** Pages as source code **
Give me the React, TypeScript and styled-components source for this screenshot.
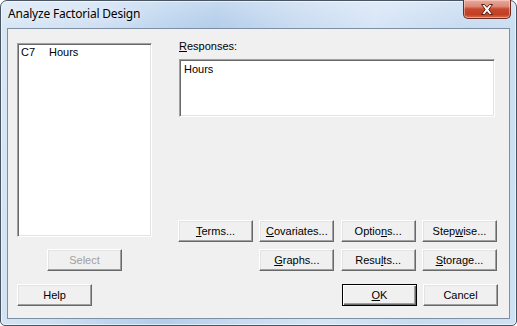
import React from "react";
import styled, { createGlobalStyle, css } from "styled-components";

const GlobalStyle = createGlobalStyle`
  html, body {
    margin: 0;
    padding: 0;
    background: #ffffff;
  }
  * {
    box-sizing: border-box;
  }
`;

const Window = styled.div`
  width: 517px;
  height: 326px;
  display: flex;
  flex-direction: column;
  padding: 0 6px 6px 6px;
  border: 1px solid #4a5563;
  border-radius: 7px 7px 5px 5px;
  background:
    linear-gradient(180deg, rgba(255, 255, 255, 0.25) 0px, rgba(255, 255, 255, 0) 28px),
    linear-gradient(
      100deg,
      #d9e7f5 0%,
      #cfe0f3 18%,
      #bcd4ee 30%,
      #b3cdea 38%,
      #c8dbf1 52%,
      #d6e5f6 66%,
      #c7dbf1 82%,
      #cfe1f4 100%
    );
  box-shadow: inset 0 0 0 1px rgba(255, 255, 255, 0.55);
  font-family: "Liberation Sans", Arial, sans-serif;
  font-size: 11px;
  color: #000;
`;

const TitleBar = styled.div`
  height: 27px;
  display: flex;
  justify-content: space-between;
  align-items: flex-start;
  margin-right: -1px;
`;

const Title = styled.span`
  margin: 5px 0 0 1px;
  font-family: "Noto Sans", "Open Sans", sans-serif;
  font-size: 12px;
  line-height: 16px;
  letter-spacing: -0.2px;
  color: #000;
  text-shadow: 0 0 6px rgba(255, 255, 255, 0.9);
`;

const CloseButton = styled.div`
  width: 48px;
  height: 19px;
  margin-top: -1px;
  display: flex;
  align-items: center;
  justify-content: center;
  border: 1px solid #6b2b20;
  border-top: none;
  border-radius: 0 0 5px 5px;
  background: linear-gradient(
    180deg,
    #e9a99b 0%,
    #dd8a78 35%,
    #c9482e 50%,
    #c13e22 80%,
    #d5714f 100%
  );
  box-shadow: inset 0 0 0 1px rgba(255, 230, 220, 0.45);
`;

const Client = styled.div`
  flex: 1;
  display: flex;
  flex-direction: column;
  padding: 14px 11px 11px 9px;
  border: 1px solid #7f8fa3;
  background: #f0f0f0;
`;

const Main = styled.div`
  display: flex;
  gap: 26px;
`;

const LeftColumn = styled.div`
  width: 135px;
  display: flex;
  flex-direction: column;
  align-items: center;
  gap: 12px;
`;

const sunken = css`
  border: 1px solid;
  border-color: #a0a0a0 #ffffff #ffffff #a0a0a0;
  box-shadow: inset 1px 1px 0 #696969, inset -1px -1px 0 #e3e3e3;
  background: #ffffff;
`;

const ListBox = styled.div`
  ${sunken};
  width: 135px;
  height: 194px;
  padding: 2px 2px 0 3px;
`;

const ListRow = styled.div`
  display: grid;
  grid-template-columns: 28px 1fr;
  line-height: 13px;
`;

const RightColumn = styled.div`
  width: 319px;
  display: flex;
  flex-direction: column;
`;

const Label = styled.div`
  margin: -3px 0 0 1px;
  line-height: 13px;
`;

const ResponsesBox = styled.div`
  ${sunken};
  width: 316px;
  height: 58px;
  margin: 6px 0 0 1px;
  padding: 3px 4px;
  line-height: 13px;
`;

const ButtonGrid = styled.div`
  margin-top: auto;
  display: grid;
  grid-template-columns: repeat(4, 75px);
  justify-content: space-between;
  row-gap: 7px;
`;

const Button = styled.div<{ $col?: number; $disabled?: boolean; $default?: boolean }>`
  width: 75px;
  height: 22px;
  display: flex;
  align-items: center;
  justify-content: center;
  line-height: 13px;
  background: #f0f0f0;
  border: 1px solid;
  border-color: #ffffff #696969 #696969 #ffffff;
  box-shadow: inset -1px -1px 0 #a0a0a0, inset 1px 1px 0 #e3e3e3;
  color: ${(p) => (p.$disabled ? "#a0a0a0" : "#000000")};
  ${(p) => p.$col && `grid-column: ${p.$col};`}
  ${(p) =>
    p.$default &&
    css`
      border-color: #000000;
      box-shadow: inset 1px 1px 0 #ffffff, inset -1px -1px 0 #696969,
        inset -2px -2px 0 #a0a0a0;
    `}
`;

const Key = styled.span`
  text-decoration: underline;
  text-underline-offset: 1px;
`;

const Footer = styled.div`
  margin-top: 13px;
  display: flex;
  gap: 6px;
`;

const Spacer = styled.div`
  flex: 1;
`;

const CloseGlyph = () => (
  <svg width="14" height="11" viewBox="0 0 14 11">
    <path
      d="M1.5 0.5 L4.5 0.5 L7 3.3 L9.5 0.5 L12.5 0.5 L8.8 5.5 L12.5 10.5 L9.5 10.5 L7 7.7 L4.5 10.5 L1.5 10.5 L5.2 5.5 Z"
      fill="#ffffff"
      stroke="#5a1f14"
      strokeWidth="1"
      strokeLinejoin="round"
    />
  </svg>
);

const App: React.FC = () => {
  return (
    <>
      <GlobalStyle />
      <Window>
        <TitleBar>
          <Title>Analyze Factorial Design</Title>
          <CloseButton>
            <CloseGlyph />
          </CloseButton>
        </TitleBar>
        <Client>
          <Main>
            <LeftColumn>
              <ListBox>
                <ListRow>
                  <span>C7</span>
                  <span>Hours</span>
                </ListRow>
              </ListBox>
              <Button $disabled>Select</Button>
            </LeftColumn>
            <RightColumn>
              <Label>
                <Key>R</Key>esponses:
              </Label>
              <ResponsesBox>Hours</ResponsesBox>
              <ButtonGrid>
                <Button>
                  <span>
                    <Key>T</Key>erms...
                  </span>
                </Button>
                <Button>
                  <span>
                    <Key>C</Key>ovariates...
                  </span>
                </Button>
                <Button>
                  <span>
                    Optio<Key>n</Key>s...
                  </span>
                </Button>
                <Button>
                  <span>
                    Step<Key>w</Key>ise...
                  </span>
                </Button>
                <Button $col={2}>
                  <span>
                    <Key>G</Key>raphs...
                  </span>
                </Button>
                <Button $col={3}>
                  <span>
                    Resu<Key>l</Key>ts...
                  </span>
                </Button>
                <Button $col={4}>
                  <span>
                    <Key>S</Key>torage...
                  </span>
                </Button>
              </ButtonGrid>
            </RightColumn>
          </Main>
          <Footer>
            <Button>Help</Button>
            <Spacer />
            <Button $default>
              <span>
                <Key>O</Key>K
              </span>
            </Button>
            <Button>Cancel</Button>
          </Footer>
        </Client>
      </Window>
    </>
  );
};

export default App;
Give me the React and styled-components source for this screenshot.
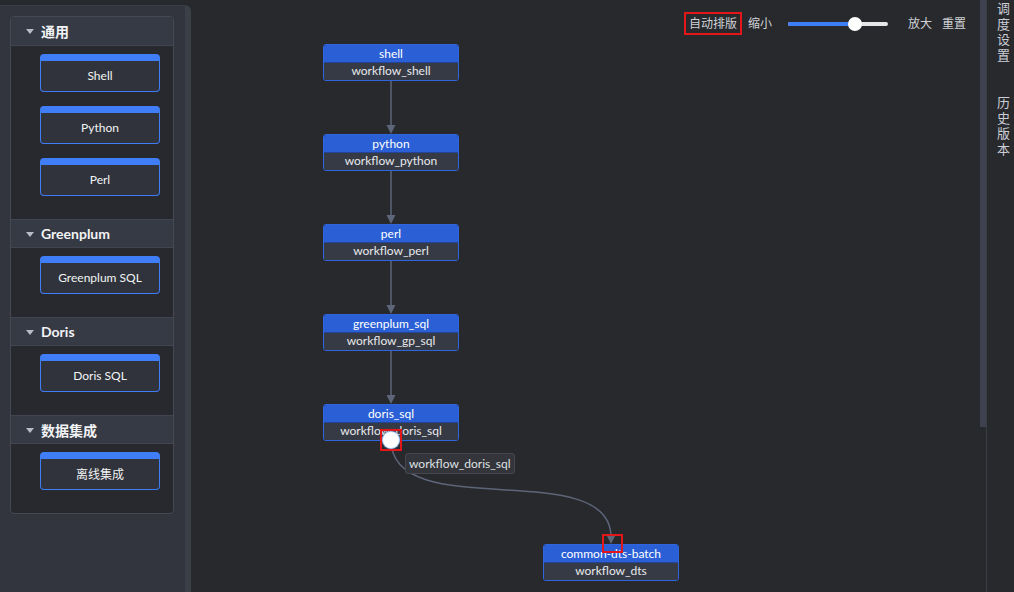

** WHAT THE TASK REQUIRES **
From the material above, copy everything exactly but the pictures.

** EXERCISE RESPONSE **
Give me the React, TypeScript and styled-components source for this screenshot.
import React from "react";
import styled, { createGlobalStyle, css } from "styled-components";

const GlobalStyle = createGlobalStyle`
  html, body {
    margin: 0;
    padding: 0;
    background: #ffffff;
  }
  * {
    box-sizing: border-box;
  }
`;

const Window = styled.div`
  width: 517px;
  height: 326px;
  display: flex;
  flex-direction: column;
  padding: 0 6px 6px 6px;
  border: 1px solid #4a5563;
  border-radius: 7px 7px 5px 5px;
  background:
    linear-gradient(180deg, rgba(255, 255, 255, 0.25) 0px, rgba(255, 255, 255, 0) 28px),
    linear-gradient(
      100deg,
      #d9e7f5 0%,
      #cfe0f3 18%,
      #bcd4ee 30%,
      #b3cdea 38%,
      #c8dbf1 52%,
      #d6e5f6 66%,
      #c7dbf1 82%,
      #cfe1f4 100%
    );
  box-shadow: inset 0 0 0 1px rgba(255, 255, 255, 0.55);
  font-family: "Liberation Sans", Arial, sans-serif;
  font-size: 11px;
  color: #000;
`;

const TitleBar = styled.div`
  height: 27px;
  display: flex;
  justify-content: space-between;
  align-items: flex-start;
  margin-right: -1px;
`;

const Title = styled.span`
  margin: 5px 0 0 1px;
  font-family: "Noto Sans", "Open Sans", sans-serif;
  font-size: 12px;
  line-height: 16px;
  letter-spacing: -0.2px;
  color: #000;
  text-shadow: 0 0 6px rgba(255, 255, 255, 0.9);
`;

const CloseButton = styled.div`
  width: 48px;
  height: 19px;
  margin-top: -1px;
  display: flex;
  align-items: center;
  justify-content: center;
  border: 1px solid #6b2b20;
  border-top: none;
  border-radius: 0 0 5px 5px;
  background: linear-gradient(
    180deg,
    #e9a99b 0%,
    #dd8a78 35%,
    #c9482e 50%,
    #c13e22 80%,
    #d5714f 100%
  );
  box-shadow: inset 0 0 0 1px rgba(255, 230, 220, 0.45);
`;

const Client = styled.div`
  flex: 1;
  display: flex;
  flex-direction: column;
  padding: 14px 11px 11px 9px;
  border: 1px solid #7f8fa3;
  background: #f0f0f0;
`;

const Main = styled.div`
  display: flex;
  gap: 26px;
`;

const LeftColumn = styled.div`
  width: 135px;
  display: flex;
  flex-direction: column;
  align-items: center;
  gap: 12px;
`;

const sunken = css`
  border: 1px solid;
  border-color: #a0a0a0 #ffffff #ffffff #a0a0a0;
  box-shadow: inset 1px 1px 0 #696969, inset -1px -1px 0 #e3e3e3;
  background: #ffffff;
`;

const ListBox = styled.div`
  ${sunken};
  width: 135px;
  height: 194px;
  padding: 2px 2px 0 3px;
`;

const ListRow = styled.div`
  display: grid;
  grid-template-columns: 28px 1fr;
  line-height: 13px;
`;

const RightColumn = styled.div`
  width: 319px;
  display: flex;
  flex-direction: column;
`;

const Label = styled.div`
  margin: -3px 0 0 1px;
  line-height: 13px;
`;

const ResponsesBox = styled.div`
  ${sunken};
  width: 316px;
  height: 58px;
  margin: 6px 0 0 1px;
  padding: 3px 4px;
  line-height: 13px;
`;

const ButtonGrid = styled.div`
  margin-top: auto;
  display: grid;
  grid-template-columns: repeat(4, 75px);
  justify-content: space-between;
  row-gap: 7px;
`;

const Button = styled.div<{ $col?: number; $disabled?: boolean; $default?: boolean }>`
  width: 75px;
  height: 22px;
  display: flex;
  align-items: center;
  justify-content: center;
  line-height: 13px;
  background: #f0f0f0;
  border: 1px solid;
  border-color: #ffffff #696969 #696969 #ffffff;
  box-shadow: inset -1px -1px 0 #a0a0a0, inset 1px 1px 0 #e3e3e3;
  color: ${(p) => (p.$disabled ? "#a0a0a0" : "#000000")};
  ${(p) => p.$col && `grid-column: ${p.$col};`}
  ${(p) =>
    p.$default &&
    css`
      border-color: #000000;
      box-shadow: inset 1px 1px 0 #ffffff, inset -1px -1px 0 #696969,
        inset -2px -2px 0 #a0a0a0;
    `}
`;

const Key = styled.span`
  text-decoration: underline;
  text-underline-offset: 1px;
`;

const Footer = styled.div`
  margin-top: 13px;
  display: flex;
  gap: 6px;
`;

const Spacer = styled.div`
  flex: 1;
`;

const CloseGlyph = () => (
  <svg width="14" height="11" viewBox="0 0 14 11">
    <path
      d="M1.5 0.5 L4.5 0.5 L7 3.3 L9.5 0.5 L12.5 0.5 L8.8 5.5 L12.5 10.5 L9.5 10.5 L7 7.7 L4.5 10.5 L1.5 10.5 L5.2 5.5 Z"
      fill="#ffffff"
      stroke="#5a1f14"
      strokeWidth="1"
      strokeLinejoin="round"
    />
  </svg>
);

const App: React.FC = () => {
  return (
    <>
      <GlobalStyle />
      <Window>
        <TitleBar>
          <Title>Analyze Factorial Design</Title>
          <CloseButton>
            <CloseGlyph />
          </CloseButton>
        </TitleBar>
        <Client>
          <Main>
            <LeftColumn>
              <ListBox>
                <ListRow>
                  <span>C7</span>
                  <span>Hours</span>
                </ListRow>
              </ListBox>
              <Button $disabled>Select</Button>
            </LeftColumn>
            <RightColumn>
              <Label>
                <Key>R</Key>esponses:
              </Label>
              <ResponsesBox>Hours</ResponsesBox>
              <ButtonGrid>
                <Button>
                  <span>
                    <Key>T</Key>erms...
                  </span>
                </Button>
                <Button>
                  <span>
                    <Key>C</Key>ovariates...
                  </span>
                </Button>
                <Button>
                  <span>
                    Optio<Key>n</Key>s...
                  </span>
                </Button>
                <Button>
                  <span>
                    Step<Key>w</Key>ise...
                  </span>
                </Button>
                <Button $col={2}>
                  <span>
                    <Key>G</Key>raphs...
                  </span>
                </Button>
                <Button $col={3}>
                  <span>
                    Resu<Key>l</Key>ts...
                  </span>
                </Button>
                <Button $col={4}>
                  <span>
                    <Key>S</Key>torage...
                  </span>
                </Button>
              </ButtonGrid>
            </RightColumn>
          </Main>
          <Footer>
            <Button>Help</Button>
            <Spacer />
            <Button $default>
              <span>
                <Key>O</Key>K
              </span>
            </Button>
            <Button>Cancel</Button>
          </Footer>
        </Client>
      </Window>
    </>
  );
};

export default App;
Give me the React and styled-components source for this screenshot.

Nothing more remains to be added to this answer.